The enormous impact of this research is acknowledged throughout the legal profession. A leading QC says `[T]he work done in this area of law by Professors Birks and Burrows has been absolutely pivotal, forming not only the core of the submissions by Counsel as to what the law is or should be, but (perhaps more significantly) also underpinning the decisions actually made by the courts which are, of course, littered with citations to both Professor Birks' and Professor Burrows' works'. [C7] And one of Britain's most senior judges, now retired, says `Their works made a major contribution to the development of the law by the House of Lords judges during this period.' And `I regarded the Professors' work as essential and extremely useful background reading when I was preparing my judgment in that case. This is because understanding the structure of the English law in this field is extremely important to its future development, and it is important that the judges get this right when writing their judgments. I found the clarity and accessibility of their exposition of the subject of very great assistance.'[C8]

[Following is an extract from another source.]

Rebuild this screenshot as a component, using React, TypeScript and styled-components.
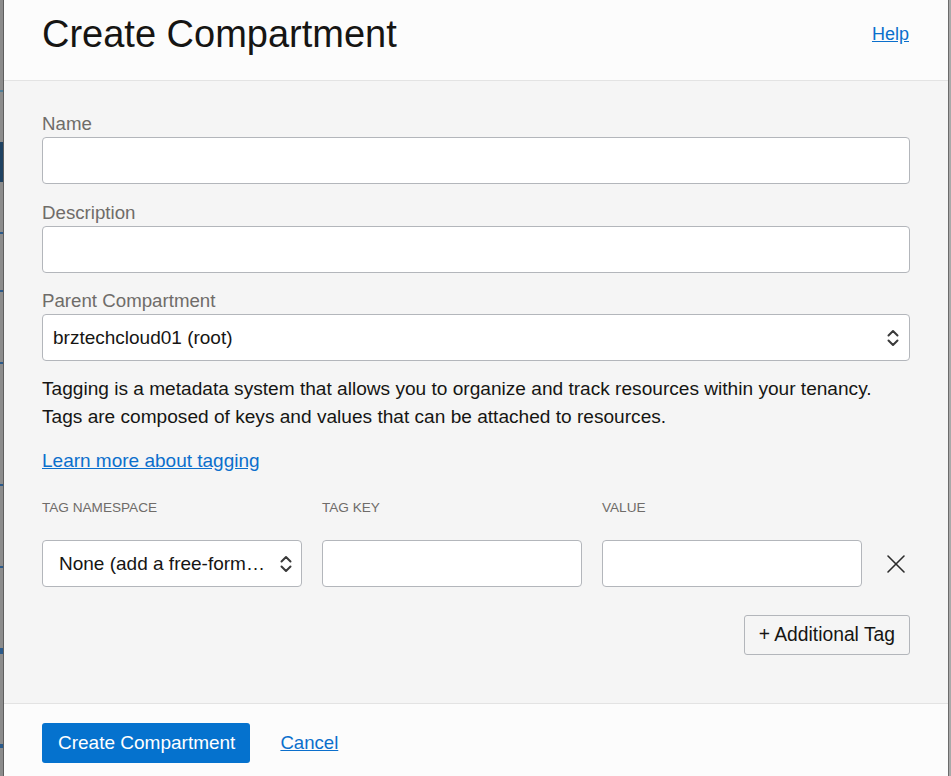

The impact of this research endures; it affects everyone in England and Wales who might have a claim in unjust enrichment, or who might have to answer such a claim, and everything from a phone bill inadvertently paid twice, to disputes involving millions of pounds in mistakenly paid tax. It has profoundly shaped an entire area of our law.

Sources to corroborate the impact

[C1] Arden LJ in Benedetti v Sawiris [2010] EWCA Civ 1427.

[C2] Aikens LJ in Haugesund Kommune v Depfa Bank [2010] EWCA Civ 579.

[C3] Lord Walker in Test Claimants in the FII Group Litigation v HMRC [2012] 2 WLR 1149.

[C4] Henderson J in Investment Trust Companies v HMRC [2012] EWHC 458 (Ch) at [38]-[39].

[C5] Lord Clarke in Benedetti v Sawiris [2013] UKSC 50.

[C6] Obituary of Peter Birks, The Times (July 9, 2004).

[C7] Letter on file from leading Queen's Counsel who works extensively in this field.

[C8] Letter on file from one of Britain's most senior judges, now retired.